I should qualify that I don’t mean to point fingers at “those Americans”. As Canadians we share, by close physical and cultural proximity, many of those ugly American traits. I suppose we choose to share them in order to enjoy the many positive characteristics of being an American (if only a “North American” as Canadians we undeniably are). And I should also qualify that the use of the term “criminals” in my Dirty Harry analogy was reckless and irresponsible. All suspects in Dirty Harry’s world should be considered innocent until proven guilty in a court of law or at the discretion of Harry’s .45 magnum 🙂

  David Parker wrote @

Poor Steve, you should not have told me about your blog – now you won’t get me to shut up!

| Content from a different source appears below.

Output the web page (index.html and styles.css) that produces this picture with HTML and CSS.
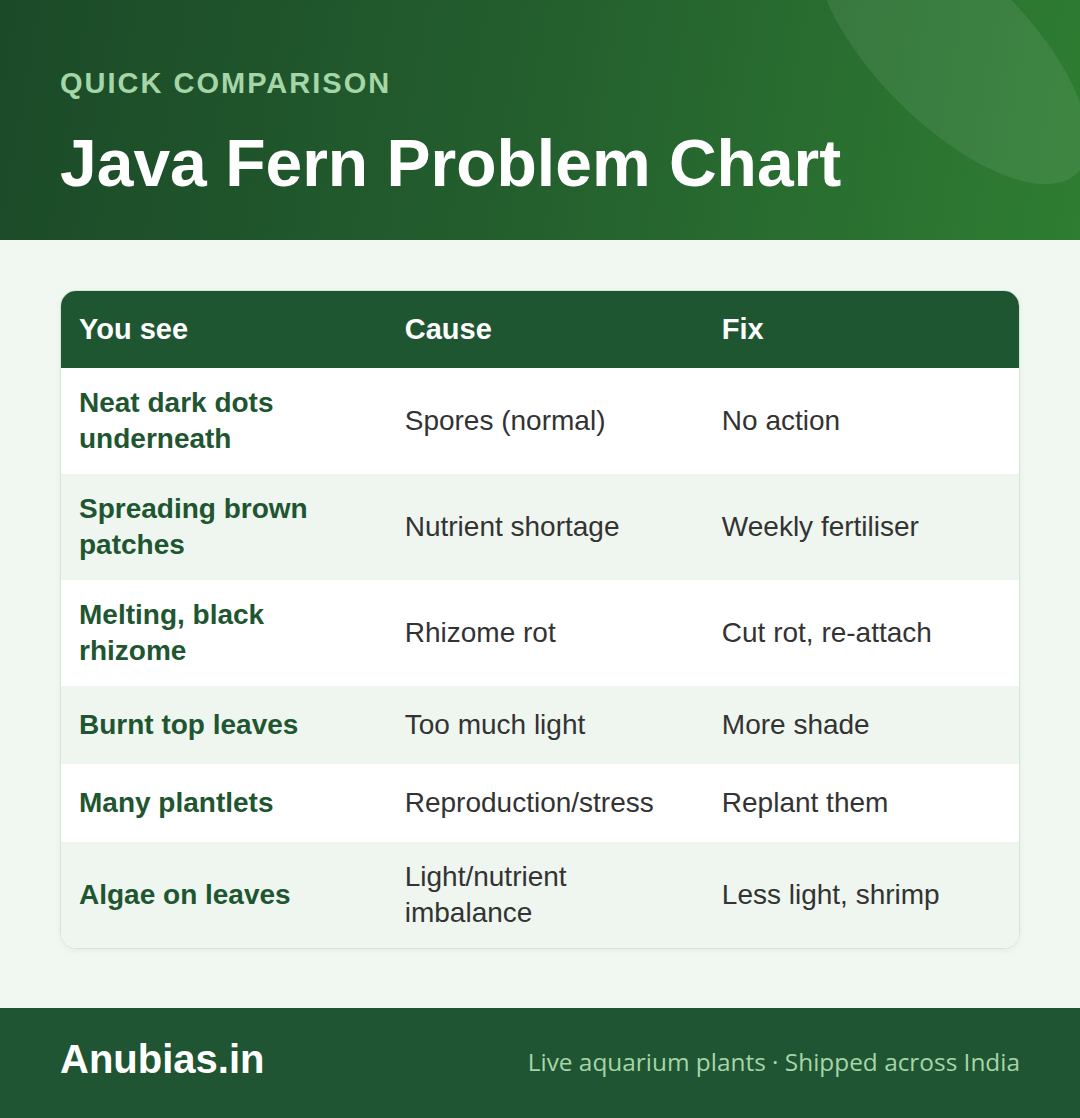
FILE: index.html
```html
<!DOCTYPE html>
<html lang="en">
<head>
<meta charset="utf-8">
<title>Java Fern Problem Chart</title>
<link rel="stylesheet" href="styles.css">
</head>
<body>
<div class="page">
  <header class="hero">
    <div class="hero-shape"></div>
    <div class="eyebrow">QUICK COMPARISON</div>
    <h1 class="title">Java Fern Problem Chart</h1>
  </header>

  <main class="content">
    <div class="card">
      <table class="chart">
        <colgroup>
          <col class="col-see">
          <col class="col-cause">
          <col class="col-fix">
        </colgroup>
        <thead>
          <tr>
            <th>You see</th>
            <th>Cause</th>
            <th>Fix</th>
          </tr>
        </thead>
        <tbody>
          <tr>
            <td class="symptom">Neat dark dots underneath</td>
            <td>Spores (normal)</td>
            <td>No action</td>
          </tr>
          <tr>
            <td class="symptom">Spreading brown patches</td>
            <td>Nutrient shortage</td>
            <td>Weekly fertiliser</td>
          </tr>
          <tr>
            <td class="symptom">Melting, black rhizome</td>
            <td>Rhizome rot</td>
            <td>Cut rot, re-attach</td>
          </tr>
          <tr>
            <td class="symptom">Burnt top leaves</td>
            <td>Too much light</td>
            <td>More shade</td>
          </tr>
          <tr>
            <td class="symptom">Many plantlets</td>
            <td>Reproduction/stress</td>
            <td>Replant them</td>
          </tr>
          <tr>
            <td class="symptom">Algae on leaves</td>
            <td>Light/nutrient imbalance</td>
            <td>Less light, shrimp</td>
          </tr>
        </tbody>
      </table>
    </div>
  </main>

  <footer class="footer">
    <div class="brand">Anubias.in</div>
    <div class="tagline">Live aquarium plants · Shipped across India</div>
  </footer>
</div>
</body>
</html>
```

FILE: styles.css
```css
* {
  box-sizing: border-box;
}

html, body {
  margin: 0;
  padding: 0;
}

body {
  width: 1080px;
  height: 1118px;
  background: #f1f8f1;
  font-family: "Liberation Sans", Arial, sans-serif;
  color: #333333;
}

.page {
  display: flex;
  flex-direction: column;
  height: 1118px;
}

/* Hero */
.hero {
  position: relative;
  overflow: hidden;
  flex: 0 0 240px;
  height: 240px;
  padding: 66px 60px 0;
  background: linear-gradient(100deg, #1b4a28 0%, #245f2e 50%, #2e7d32 100%);
}

.hero-shape {
  position: absolute;
  left: 775px;
  top: -28px;
  width: 354px;
  height: 152px;
  border-radius: 50%;
  background: rgba(255, 255, 255, 0.08);
  transform: rotate(45deg);
}

.eyebrow {
  position: relative;
  font-size: 29px;
  line-height: 34px;
  font-weight: 700;
  letter-spacing: 2px;
  color: #a5d6a7;
  margin-bottom: 27px;
}

.title {
  position: relative;
  margin: 0;
  font-size: 66px;
  line-height: 72px;
  font-weight: 700;
  color: #ffffff;
}

/* Content */
.content {
  flex: 1 1 auto;
  padding: 50px 60px 0;
}

.card {
  border: 1px solid #d5e6d7;
  border-radius: 16px;
  overflow: hidden;
  background: #ffffff;
  box-shadow: 0 2px 6px rgba(30, 86, 49, 0.06);
}

.chart {
  width: 100%;
  border-collapse: collapse;
  table-layout: fixed;
}

.col-see {
  width: 34%;
}

.col-cause {
  width: 33.1%;
}

.col-fix {
  width: 32.9%;
}

.chart th {
  height: 77px;
  padding: 0 18px;
  text-align: left;
  vertical-align: middle;
  background: #1f5632;
  color: #ffffff;
  font-size: 29px;
  font-weight: 700;
}

.chart td {
  height: 78px;
  padding: 17px 18px;
  vertical-align: middle;
  font-size: 28px;
  line-height: 36px;
  color: #333333;
}

.chart tbody tr:nth-child(even) td {
  background: #eff6ef;
}

.chart td.symptom {
  color: #1f5632;
  font-weight: 700;
}

/* Footer */
.footer {
  flex: 0 0 110px;
  height: 110px;
  padding: 0 60px 8px;
  display: flex;
  align-items: center;
  justify-content: space-between;
  background: #1f5532;
}

.brand {
  font-size: 40px;
  font-weight: 700;
  color: #ffffff;
}

.tagline {
  font-family: "Open Sans", "Noto Sans", sans-serif;
  font-size: 24.4px;
  color: #a5d6a7;
  margin-top: 4px;
}
```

My latest rant… I can’t read the news without pulling my hair out (as if it needs any help).

Good money after bad?
Isn’t debt the reason the economy is in a tail spin? And aren’t these bail outs just more of that? GM lost 10 billion last quarter. How much is the government suppose to dole out to keep this company afloat? The fact that they’re even considering it, seems to indicate that this is a matter of national pride. There’s nothing more american than GM, except maybe apple pie. So there’s a lot of pride attached to keeping GM around. But doesn’t everyone know what pride goeth before? Sure, Americans have never let reality stand in the way but the reality here is, the company is in trouble and giving them hand outs doesn’t instill consumer confidence – who’s going to buy a GM when it doesn’t look like they’ll be around in 5 years to honor that drive train warranty? GM had a good run, let them go bankrupt and let a new, relevant american corporation hold court for while.